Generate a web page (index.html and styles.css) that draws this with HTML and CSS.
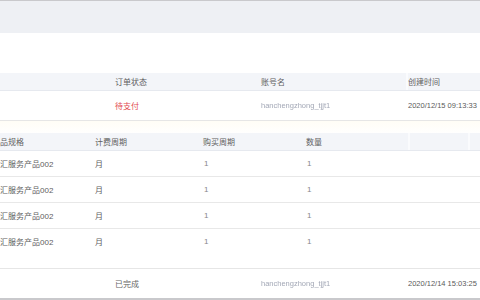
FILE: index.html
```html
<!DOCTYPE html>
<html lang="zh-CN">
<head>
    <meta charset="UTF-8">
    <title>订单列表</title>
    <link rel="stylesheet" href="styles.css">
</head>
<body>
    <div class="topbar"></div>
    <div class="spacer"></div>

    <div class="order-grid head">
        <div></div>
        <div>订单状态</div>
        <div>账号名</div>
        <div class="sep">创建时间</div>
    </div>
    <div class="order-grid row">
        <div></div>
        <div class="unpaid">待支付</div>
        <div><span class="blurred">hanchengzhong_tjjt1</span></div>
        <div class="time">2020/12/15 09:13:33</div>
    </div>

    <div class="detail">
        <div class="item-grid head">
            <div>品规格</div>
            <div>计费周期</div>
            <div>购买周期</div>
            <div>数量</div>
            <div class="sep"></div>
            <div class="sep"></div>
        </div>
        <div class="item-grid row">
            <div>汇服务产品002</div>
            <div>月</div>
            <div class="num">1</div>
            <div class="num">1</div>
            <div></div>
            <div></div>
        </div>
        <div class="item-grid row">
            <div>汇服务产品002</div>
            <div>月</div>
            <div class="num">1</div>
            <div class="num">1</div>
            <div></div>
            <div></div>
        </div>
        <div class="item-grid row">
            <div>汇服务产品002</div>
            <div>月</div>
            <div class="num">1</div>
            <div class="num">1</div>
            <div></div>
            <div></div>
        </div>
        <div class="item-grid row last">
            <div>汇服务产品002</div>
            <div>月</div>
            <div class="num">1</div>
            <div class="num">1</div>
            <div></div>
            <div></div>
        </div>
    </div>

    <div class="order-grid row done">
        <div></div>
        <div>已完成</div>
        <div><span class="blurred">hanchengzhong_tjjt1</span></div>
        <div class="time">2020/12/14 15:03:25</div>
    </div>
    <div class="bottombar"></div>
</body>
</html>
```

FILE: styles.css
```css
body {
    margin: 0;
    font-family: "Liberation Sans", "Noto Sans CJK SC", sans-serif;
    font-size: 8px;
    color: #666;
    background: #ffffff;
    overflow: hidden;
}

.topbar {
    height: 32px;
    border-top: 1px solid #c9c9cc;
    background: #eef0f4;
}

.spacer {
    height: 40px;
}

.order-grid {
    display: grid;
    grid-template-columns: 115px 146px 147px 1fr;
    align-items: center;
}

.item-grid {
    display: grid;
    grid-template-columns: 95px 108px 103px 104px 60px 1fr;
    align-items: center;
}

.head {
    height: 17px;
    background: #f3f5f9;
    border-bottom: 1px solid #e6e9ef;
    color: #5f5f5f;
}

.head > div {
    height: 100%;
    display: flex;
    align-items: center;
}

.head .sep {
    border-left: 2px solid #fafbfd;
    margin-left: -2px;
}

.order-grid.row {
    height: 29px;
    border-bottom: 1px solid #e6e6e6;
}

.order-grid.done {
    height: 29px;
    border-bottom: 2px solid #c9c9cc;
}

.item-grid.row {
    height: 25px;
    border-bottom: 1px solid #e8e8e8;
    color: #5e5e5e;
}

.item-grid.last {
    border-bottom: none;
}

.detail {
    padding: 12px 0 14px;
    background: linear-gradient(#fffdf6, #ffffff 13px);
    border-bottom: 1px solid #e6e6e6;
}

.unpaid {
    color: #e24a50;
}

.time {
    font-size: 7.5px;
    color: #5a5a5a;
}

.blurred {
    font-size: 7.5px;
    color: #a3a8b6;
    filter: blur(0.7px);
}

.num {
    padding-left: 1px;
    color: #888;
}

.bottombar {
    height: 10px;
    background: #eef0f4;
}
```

▬▬▬▬▬▬▬▬▬▬

Omit every picture, then reproduce the rest of the listing exactly.

Generate a web page (index.html and styles.css) that draws this with HTML and CSS.
FILE: index.html
```html
<!DOCTYPE html>
<html lang="zh-CN">
<head>
    <meta charset="UTF-8">
    <title>订单列表</title>
    <link rel="stylesheet" href="styles.css">
</head>
<body>
    <div class="topbar"></div>
    <div class="spacer"></div>

    <div class="order-grid head">
        <div></div>
        <div>订单状态</div>
        <div>账号名</div>
        <div class="sep">创建时间</div>
    </div>
    <div class="order-grid row">
        <div></div>
        <div class="unpaid">待支付</div>
        <div><span class="blurred">hanchengzhong_tjjt1</span></div>
        <div class="time">2020/12/15 09:13:33</div>
    </div>

    <div class="detail">
        <div class="item-grid head">
            <div>品规格</div>
            <div>计费周期</div>
            <div>购买周期</div>
            <div>数量</div>
            <div class="sep"></div>
            <div class="sep"></div>
        </div>
        <div class="item-grid row">
            <div>汇服务产品002</div>
            <div>月</div>
            <div class="num">1</div>
            <div class="num">1</div>
            <div></div>
            <div></div>
        </div>
        <div class="item-grid row">
            <div>汇服务产品002</div>
            <div>月</div>
            <div class="num">1</div>
            <div class="num">1</div>
            <div></div>
            <div></div>
        </div>
        <div class="item-grid row">
            <div>汇服务产品002</div>
            <div>月</div>
            <div class="num">1</div>
            <div class="num">1</div>
            <div></div>
            <div></div>
        </div>
        <div class="item-grid row last">
            <div>汇服务产品002</div>
            <div>月</div>
            <div class="num">1</div>
            <div class="num">1</div>
            <div></div>
            <div></div>
        </div>
    </div>

    <div class="order-grid row done">
        <div></div>
        <div>已完成</div>
        <div><span class="blurred">hanchengzhong_tjjt1</span></div>
        <div class="time">2020/12/14 15:03:25</div>
    </div>
    <div class="bottombar"></div>
</body>
</html>
```

FILE: styles.css
```css
body {
    margin: 0;
    font-family: "Liberation Sans", "Noto Sans CJK SC", sans-serif;
    font-size: 8px;
    color: #666;
    background: #ffffff;
    overflow: hidden;
}

.topbar {
    height: 32px;
    border-top: 1px solid #c9c9cc;
    background: #eef0f4;
}

.spacer {
    height: 40px;
}

.order-grid {
    display: grid;
    grid-template-columns: 115px 146px 147px 1fr;
    align-items: center;
}

.item-grid {
    display: grid;
    grid-template-columns: 95px 108px 103px 104px 60px 1fr;
    align-items: center;
}

.head {
    height: 17px;
    background: #f3f5f9;
    border-bottom: 1px solid #e6e9ef;
    color: #5f5f5f;
}

.head > div {
    height: 100%;
    display: flex;
    align-items: center;
}

.head .sep {
    border-left: 2px solid #fafbfd;
    margin-left: -2px;
}

.order-grid.row {
    height: 29px;
    border-bottom: 1px solid #e6e6e6;
}

.order-grid.done {
    height: 29px;
    border-bottom: 2px solid #c9c9cc;
}

.item-grid.row {
    height: 25px;
    border-bottom: 1px solid #e8e8e8;
    color: #5e5e5e;
}

.item-grid.last {
    border-bottom: none;
}

.detail {
    padding: 12px 0 14px;
    background: linear-gradient(#fffdf6, #ffffff 13px);
    border-bottom: 1px solid #e6e6e6;
}

.unpaid {
    color: #e24a50;
}

.time {
    font-size: 7.5px;
    color: #5a5a5a;
}

.blurred {
    font-size: 7.5px;
    color: #a3a8b6;
    filter: blur(0.7px);
}

.num {
    padding-left: 1px;
    color: #888;
}

.bottombar {
    height: 10px;
    background: #eef0f4;
}
```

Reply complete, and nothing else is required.